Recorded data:
####

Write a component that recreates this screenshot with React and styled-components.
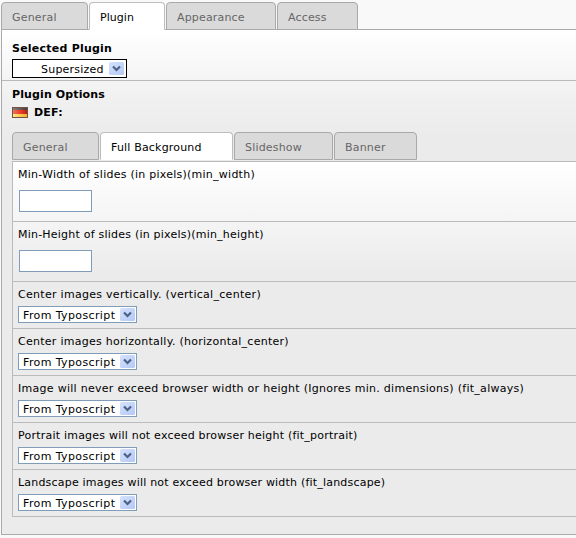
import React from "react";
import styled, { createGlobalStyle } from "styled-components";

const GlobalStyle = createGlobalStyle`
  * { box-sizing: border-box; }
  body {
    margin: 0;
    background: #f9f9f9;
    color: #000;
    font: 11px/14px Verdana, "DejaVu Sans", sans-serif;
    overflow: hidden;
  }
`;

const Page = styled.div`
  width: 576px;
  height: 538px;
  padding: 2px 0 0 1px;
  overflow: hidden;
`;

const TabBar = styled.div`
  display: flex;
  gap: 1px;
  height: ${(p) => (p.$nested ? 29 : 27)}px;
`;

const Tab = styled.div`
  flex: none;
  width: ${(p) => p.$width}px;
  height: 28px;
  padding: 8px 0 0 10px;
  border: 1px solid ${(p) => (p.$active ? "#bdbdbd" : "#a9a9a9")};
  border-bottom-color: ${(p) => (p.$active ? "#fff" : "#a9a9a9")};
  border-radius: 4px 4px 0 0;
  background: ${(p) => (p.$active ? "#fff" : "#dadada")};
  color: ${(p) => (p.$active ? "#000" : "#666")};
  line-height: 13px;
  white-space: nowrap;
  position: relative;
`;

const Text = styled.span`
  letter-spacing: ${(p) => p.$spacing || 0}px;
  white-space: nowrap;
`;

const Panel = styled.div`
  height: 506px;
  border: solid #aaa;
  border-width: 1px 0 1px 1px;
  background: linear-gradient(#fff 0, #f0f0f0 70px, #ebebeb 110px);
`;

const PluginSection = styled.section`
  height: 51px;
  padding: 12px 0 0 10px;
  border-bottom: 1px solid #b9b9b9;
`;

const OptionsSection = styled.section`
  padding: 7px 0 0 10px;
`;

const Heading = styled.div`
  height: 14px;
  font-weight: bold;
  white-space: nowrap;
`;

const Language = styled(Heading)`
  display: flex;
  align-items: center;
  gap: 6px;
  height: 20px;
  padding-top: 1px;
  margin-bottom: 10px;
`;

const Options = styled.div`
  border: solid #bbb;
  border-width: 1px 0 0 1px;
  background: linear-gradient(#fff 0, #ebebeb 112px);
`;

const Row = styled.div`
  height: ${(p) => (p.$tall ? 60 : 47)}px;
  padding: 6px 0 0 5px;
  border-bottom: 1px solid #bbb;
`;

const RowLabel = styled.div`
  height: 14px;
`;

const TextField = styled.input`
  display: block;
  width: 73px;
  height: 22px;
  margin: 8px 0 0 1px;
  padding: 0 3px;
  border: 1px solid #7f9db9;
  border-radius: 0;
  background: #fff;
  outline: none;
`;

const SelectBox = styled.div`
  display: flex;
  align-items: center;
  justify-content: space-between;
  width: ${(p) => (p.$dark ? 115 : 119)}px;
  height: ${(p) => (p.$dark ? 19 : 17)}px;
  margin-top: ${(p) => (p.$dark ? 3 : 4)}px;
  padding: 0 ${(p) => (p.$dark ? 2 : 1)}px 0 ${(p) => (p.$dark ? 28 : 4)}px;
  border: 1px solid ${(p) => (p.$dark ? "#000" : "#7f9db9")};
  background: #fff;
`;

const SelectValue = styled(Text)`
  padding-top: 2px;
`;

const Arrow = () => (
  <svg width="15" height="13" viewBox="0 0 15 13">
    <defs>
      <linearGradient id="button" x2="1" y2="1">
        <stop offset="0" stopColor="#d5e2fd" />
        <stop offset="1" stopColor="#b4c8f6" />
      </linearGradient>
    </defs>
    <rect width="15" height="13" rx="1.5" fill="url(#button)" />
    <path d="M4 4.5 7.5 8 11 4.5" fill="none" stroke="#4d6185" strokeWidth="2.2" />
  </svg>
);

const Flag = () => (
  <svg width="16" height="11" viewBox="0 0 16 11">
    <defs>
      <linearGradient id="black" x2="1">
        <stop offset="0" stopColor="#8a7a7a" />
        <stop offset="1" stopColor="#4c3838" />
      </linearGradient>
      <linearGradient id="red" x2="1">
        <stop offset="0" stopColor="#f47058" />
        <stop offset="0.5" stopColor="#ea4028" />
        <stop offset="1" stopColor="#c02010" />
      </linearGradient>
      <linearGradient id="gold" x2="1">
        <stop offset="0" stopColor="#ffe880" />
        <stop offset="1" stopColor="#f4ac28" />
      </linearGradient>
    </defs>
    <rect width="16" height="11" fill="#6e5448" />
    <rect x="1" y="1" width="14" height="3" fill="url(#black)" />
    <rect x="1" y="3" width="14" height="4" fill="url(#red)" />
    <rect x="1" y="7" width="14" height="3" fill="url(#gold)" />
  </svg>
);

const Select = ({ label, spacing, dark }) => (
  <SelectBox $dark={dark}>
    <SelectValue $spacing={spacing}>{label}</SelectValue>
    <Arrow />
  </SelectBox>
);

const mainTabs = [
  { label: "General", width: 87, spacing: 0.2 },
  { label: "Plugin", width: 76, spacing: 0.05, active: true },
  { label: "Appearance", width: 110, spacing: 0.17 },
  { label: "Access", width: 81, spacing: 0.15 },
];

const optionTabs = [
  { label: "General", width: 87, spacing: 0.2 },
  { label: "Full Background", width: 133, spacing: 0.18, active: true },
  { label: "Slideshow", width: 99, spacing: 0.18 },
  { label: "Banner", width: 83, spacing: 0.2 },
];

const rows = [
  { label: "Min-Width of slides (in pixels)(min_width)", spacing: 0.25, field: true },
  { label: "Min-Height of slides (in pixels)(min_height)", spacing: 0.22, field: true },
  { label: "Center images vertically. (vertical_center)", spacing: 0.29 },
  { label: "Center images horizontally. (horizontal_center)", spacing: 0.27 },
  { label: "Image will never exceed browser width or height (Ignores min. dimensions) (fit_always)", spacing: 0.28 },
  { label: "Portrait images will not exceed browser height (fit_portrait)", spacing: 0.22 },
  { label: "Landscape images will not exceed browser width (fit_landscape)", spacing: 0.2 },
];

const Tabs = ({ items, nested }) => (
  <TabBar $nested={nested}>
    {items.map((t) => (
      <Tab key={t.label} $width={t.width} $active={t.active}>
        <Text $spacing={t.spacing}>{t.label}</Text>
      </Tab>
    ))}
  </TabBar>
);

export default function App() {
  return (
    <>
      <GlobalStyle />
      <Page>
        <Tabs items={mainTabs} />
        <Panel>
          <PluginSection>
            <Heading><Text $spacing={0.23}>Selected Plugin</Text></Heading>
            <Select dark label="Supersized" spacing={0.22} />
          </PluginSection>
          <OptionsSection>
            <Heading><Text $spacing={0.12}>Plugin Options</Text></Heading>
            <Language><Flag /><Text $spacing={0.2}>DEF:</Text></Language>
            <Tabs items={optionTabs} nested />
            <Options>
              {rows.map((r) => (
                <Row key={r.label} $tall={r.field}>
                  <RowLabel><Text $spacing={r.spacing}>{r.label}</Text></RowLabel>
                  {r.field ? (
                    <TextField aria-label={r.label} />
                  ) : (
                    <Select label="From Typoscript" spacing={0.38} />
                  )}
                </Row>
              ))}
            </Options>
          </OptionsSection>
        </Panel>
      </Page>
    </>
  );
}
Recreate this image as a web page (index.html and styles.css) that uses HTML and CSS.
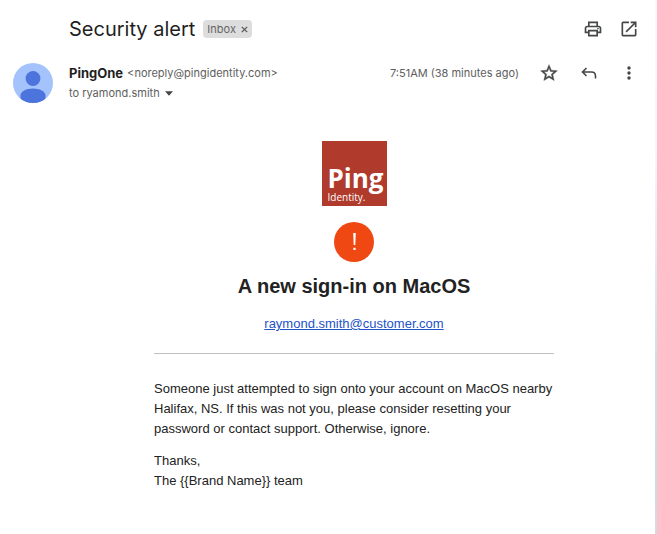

####

→ Stated goal
Transcribe every line from the records above without alteration, and leave out the images.

→ Response to this exercise
Write a component that recreates this screenshot with React and styled-components.
import React from "react";
import styled, { createGlobalStyle } from "styled-components";

const GlobalStyle = createGlobalStyle`
  * { box-sizing: border-box; }
  body {
    margin: 0;
    background: #f9f9f9;
    color: #000;
    font: 11px/14px Verdana, "DejaVu Sans", sans-serif;
    overflow: hidden;
  }
`;

const Page = styled.div`
  width: 576px;
  height: 538px;
  padding: 2px 0 0 1px;
  overflow: hidden;
`;

const TabBar = styled.div`
  display: flex;
  gap: 1px;
  height: ${(p) => (p.$nested ? 29 : 27)}px;
`;

const Tab = styled.div`
  flex: none;
  width: ${(p) => p.$width}px;
  height: 28px;
  padding: 8px 0 0 10px;
  border: 1px solid ${(p) => (p.$active ? "#bdbdbd" : "#a9a9a9")};
  border-bottom-color: ${(p) => (p.$active ? "#fff" : "#a9a9a9")};
  border-radius: 4px 4px 0 0;
  background: ${(p) => (p.$active ? "#fff" : "#dadada")};
  color: ${(p) => (p.$active ? "#000" : "#666")};
  line-height: 13px;
  white-space: nowrap;
  position: relative;
`;

const Text = styled.span`
  letter-spacing: ${(p) => p.$spacing || 0}px;
  white-space: nowrap;
`;

const Panel = styled.div`
  height: 506px;
  border: solid #aaa;
  border-width: 1px 0 1px 1px;
  background: linear-gradient(#fff 0, #f0f0f0 70px, #ebebeb 110px);
`;

const PluginSection = styled.section`
  height: 51px;
  padding: 12px 0 0 10px;
  border-bottom: 1px solid #b9b9b9;
`;

const OptionsSection = styled.section`
  padding: 7px 0 0 10px;
`;

const Heading = styled.div`
  height: 14px;
  font-weight: bold;
  white-space: nowrap;
`;

const Language = styled(Heading)`
  display: flex;
  align-items: center;
  gap: 6px;
  height: 20px;
  padding-top: 1px;
  margin-bottom: 10px;
`;

const Options = styled.div`
  border: solid #bbb;
  border-width: 1px 0 0 1px;
  background: linear-gradient(#fff 0, #ebebeb 112px);
`;

const Row = styled.div`
  height: ${(p) => (p.$tall ? 60 : 47)}px;
  padding: 6px 0 0 5px;
  border-bottom: 1px solid #bbb;
`;

const RowLabel = styled.div`
  height: 14px;
`;

const TextField = styled.input`
  display: block;
  width: 73px;
  height: 22px;
  margin: 8px 0 0 1px;
  padding: 0 3px;
  border: 1px solid #7f9db9;
  border-radius: 0;
  background: #fff;
  outline: none;
`;

const SelectBox = styled.div`
  display: flex;
  align-items: center;
  justify-content: space-between;
  width: ${(p) => (p.$dark ? 115 : 119)}px;
  height: ${(p) => (p.$dark ? 19 : 17)}px;
  margin-top: ${(p) => (p.$dark ? 3 : 4)}px;
  padding: 0 ${(p) => (p.$dark ? 2 : 1)}px 0 ${(p) => (p.$dark ? 28 : 4)}px;
  border: 1px solid ${(p) => (p.$dark ? "#000" : "#7f9db9")};
  background: #fff;
`;

const SelectValue = styled(Text)`
  padding-top: 2px;
`;

const Arrow = () => (
  <svg width="15" height="13" viewBox="0 0 15 13">
    <defs>
      <linearGradient id="button" x2="1" y2="1">
        <stop offset="0" stopColor="#d5e2fd" />
        <stop offset="1" stopColor="#b4c8f6" />
      </linearGradient>
    </defs>
    <rect width="15" height="13" rx="1.5" fill="url(#button)" />
    <path d="M4 4.5 7.5 8 11 4.5" fill="none" stroke="#4d6185" strokeWidth="2.2" />
  </svg>
);

const Flag = () => (
  <svg width="16" height="11" viewBox="0 0 16 11">
    <defs>
      <linearGradient id="black" x2="1">
        <stop offset="0" stopColor="#8a7a7a" />
        <stop offset="1" stopColor="#4c3838" />
      </linearGradient>
      <linearGradient id="red" x2="1">
        <stop offset="0" stopColor="#f47058" />
        <stop offset="0.5" stopColor="#ea4028" />
        <stop offset="1" stopColor="#c02010" />
      </linearGradient>
      <linearGradient id="gold" x2="1">
        <stop offset="0" stopColor="#ffe880" />
        <stop offset="1" stopColor="#f4ac28" />
      </linearGradient>
    </defs>
    <rect width="16" height="11" fill="#6e5448" />
    <rect x="1" y="1" width="14" height="3" fill="url(#black)" />
    <rect x="1" y="3" width="14" height="4" fill="url(#red)" />
    <rect x="1" y="7" width="14" height="3" fill="url(#gold)" />
  </svg>
);

const Select = ({ label, spacing, dark }) => (
  <SelectBox $dark={dark}>
    <SelectValue $spacing={spacing}>{label}</SelectValue>
    <Arrow />
  </SelectBox>
);

const mainTabs = [
  { label: "General", width: 87, spacing: 0.2 },
  { label: "Plugin", width: 76, spacing: 0.05, active: true },
  { label: "Appearance", width: 110, spacing: 0.17 },
  { label: "Access", width: 81, spacing: 0.15 },
];

const optionTabs = [
  { label: "General", width: 87, spacing: 0.2 },
  { label: "Full Background", width: 133, spacing: 0.18, active: true },
  { label: "Slideshow", width: 99, spacing: 0.18 },
  { label: "Banner", width: 83, spacing: 0.2 },
];

const rows = [
  { label: "Min-Width of slides (in pixels)(min_width)", spacing: 0.25, field: true },
  { label: "Min-Height of slides (in pixels)(min_height)", spacing: 0.22, field: true },
  { label: "Center images vertically. (vertical_center)", spacing: 0.29 },
  { label: "Center images horizontally. (horizontal_center)", spacing: 0.27 },
  { label: "Image will never exceed browser width or height (Ignores min. dimensions) (fit_always)", spacing: 0.28 },
  { label: "Portrait images will not exceed browser height (fit_portrait)", spacing: 0.22 },
  { label: "Landscape images will not exceed browser width (fit_landscape)", spacing: 0.2 },
];

const Tabs = ({ items, nested }) => (
  <TabBar $nested={nested}>
    {items.map((t) => (
      <Tab key={t.label} $width={t.width} $active={t.active}>
        <Text $spacing={t.spacing}>{t.label}</Text>
      </Tab>
    ))}
  </TabBar>
);

export default function App() {
  return (
    <>
      <GlobalStyle />
      <Page>
        <Tabs items={mainTabs} />
        <Panel>
          <PluginSection>
            <Heading><Text $spacing={0.23}>Selected Plugin</Text></Heading>
            <Select dark label="Supersized" spacing={0.22} />
          </PluginSection>
          <OptionsSection>
            <Heading><Text $spacing={0.12}>Plugin Options</Text></Heading>
            <Language><Flag /><Text $spacing={0.2}>DEF:</Text></Language>
            <Tabs items={optionTabs} nested />
            <Options>
              {rows.map((r) => (
                <Row key={r.label} $tall={r.field}>
                  <RowLabel><Text $spacing={r.spacing}>{r.label}</Text></RowLabel>
                  {r.field ? (
                    <TextField aria-label={r.label} />
                  ) : (
                    <Select label="From Typoscript" spacing={0.38} />
                  )}
                </Row>
              ))}
            </Options>
          </OptionsSection>
        </Panel>
      </Page>
    </>
  );
}
Recreate this image as a web page (index.html and styles.css) that uses HTML and CSS.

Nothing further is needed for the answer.